Is it wrong of me to not say hi first if he doesn't greet me? It certainly hurts if he ignores me when he leaves or comes in (he would not have ignored me just a couple of weeks ago), but I am wondering if maybe I should be saying hi or bye first sometimes, or maybe he just doesn't care enough. I am guessing he realizes that I may be taking it pretty hard, and is maybe trying to give me time and space to work through these feelings...but in my overthinking mind, it makes it seem like he hates me. :confused:

 

Oh gosh, where do I begin?

 

In my situation, I don't know if I can ever speak to him again cuz I still don't know what he wants and if I can trust him again. I also wonder what would "I" do if like you, I see him? Should I say "hi" first and get into trouble or leave it up to him to make that move.
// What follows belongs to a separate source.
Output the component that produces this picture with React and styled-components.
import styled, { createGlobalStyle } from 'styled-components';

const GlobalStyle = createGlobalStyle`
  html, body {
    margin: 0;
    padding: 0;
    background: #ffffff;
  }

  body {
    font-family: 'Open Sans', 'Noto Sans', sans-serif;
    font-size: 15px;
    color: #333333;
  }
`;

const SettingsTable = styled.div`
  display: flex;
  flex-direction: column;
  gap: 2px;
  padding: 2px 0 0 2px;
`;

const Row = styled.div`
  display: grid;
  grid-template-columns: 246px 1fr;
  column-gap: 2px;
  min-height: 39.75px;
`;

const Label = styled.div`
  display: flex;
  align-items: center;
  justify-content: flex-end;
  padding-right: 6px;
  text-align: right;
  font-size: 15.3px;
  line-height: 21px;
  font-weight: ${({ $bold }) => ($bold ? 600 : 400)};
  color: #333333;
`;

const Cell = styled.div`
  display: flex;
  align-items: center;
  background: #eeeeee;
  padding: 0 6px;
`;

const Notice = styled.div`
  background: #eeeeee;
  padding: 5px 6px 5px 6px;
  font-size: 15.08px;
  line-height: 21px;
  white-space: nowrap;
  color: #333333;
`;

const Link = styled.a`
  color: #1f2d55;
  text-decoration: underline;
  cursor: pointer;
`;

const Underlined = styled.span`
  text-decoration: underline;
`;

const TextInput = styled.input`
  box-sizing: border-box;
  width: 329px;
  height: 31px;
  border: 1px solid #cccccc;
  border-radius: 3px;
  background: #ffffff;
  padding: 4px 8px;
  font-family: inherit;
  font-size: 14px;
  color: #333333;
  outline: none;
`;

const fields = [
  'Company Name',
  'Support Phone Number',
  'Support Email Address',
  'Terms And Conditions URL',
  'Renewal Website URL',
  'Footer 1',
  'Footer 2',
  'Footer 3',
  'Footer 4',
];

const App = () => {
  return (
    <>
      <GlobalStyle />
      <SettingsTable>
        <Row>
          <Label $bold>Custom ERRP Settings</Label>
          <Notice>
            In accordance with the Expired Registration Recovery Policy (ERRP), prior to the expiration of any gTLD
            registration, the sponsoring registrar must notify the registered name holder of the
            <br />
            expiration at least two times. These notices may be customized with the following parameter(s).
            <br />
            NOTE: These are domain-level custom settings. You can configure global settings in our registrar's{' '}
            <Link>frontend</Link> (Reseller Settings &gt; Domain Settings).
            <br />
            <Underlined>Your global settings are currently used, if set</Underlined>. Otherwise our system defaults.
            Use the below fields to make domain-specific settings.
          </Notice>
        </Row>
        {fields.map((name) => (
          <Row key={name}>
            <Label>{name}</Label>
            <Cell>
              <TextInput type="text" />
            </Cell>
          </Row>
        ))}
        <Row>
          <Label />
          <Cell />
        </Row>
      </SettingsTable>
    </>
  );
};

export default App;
And, if he makes the move, then I'm still scared to respond to him, cuz again, don't know if he wants me and/or even wants to speak to me anymore.

 

I mean, he said "sorry", but I don't trust him yet. I don't know what to do. Also, I miss our chats too and hope that in the future, I could simply have chatted with him dI'm really hurting all over. Hurting cuz of the loss of our friendship; and, hurting cuz someone I thought I trusted and was getting close to me - could do something to hurt me like this.

 

I'm not sure if he's taking a breather - as I am too. If I don't think I'll say "hi" to him until I clarify what he did/said that got me into trouble and what he wants. Cuz, he already is capable of probably letting me say "Hi', then turn on me again.

 

In your case, I say, before you be the first one to greet him with something as simple as a "Hi", look at him, look at body language...hopefully if you can get a read on him, then yes, say "Hi" and smile. I don't think someone can take a professional/realistic "greeting of the day and spin it into you harassing him; and, hopefully you saying "Hi" isn't interpreted by him as you getting on one knee and proposing marriage to him. I mean, it's polite and professional to give the greeting of the day.

 

Take care and well wishes :)

Posted

You can't really resolve it. You just have to refocus yourself. Sorry you're feeling so bad about it. Hope you'll stay busy with friends and just meet someone new and forget about it. That's best. Good luck.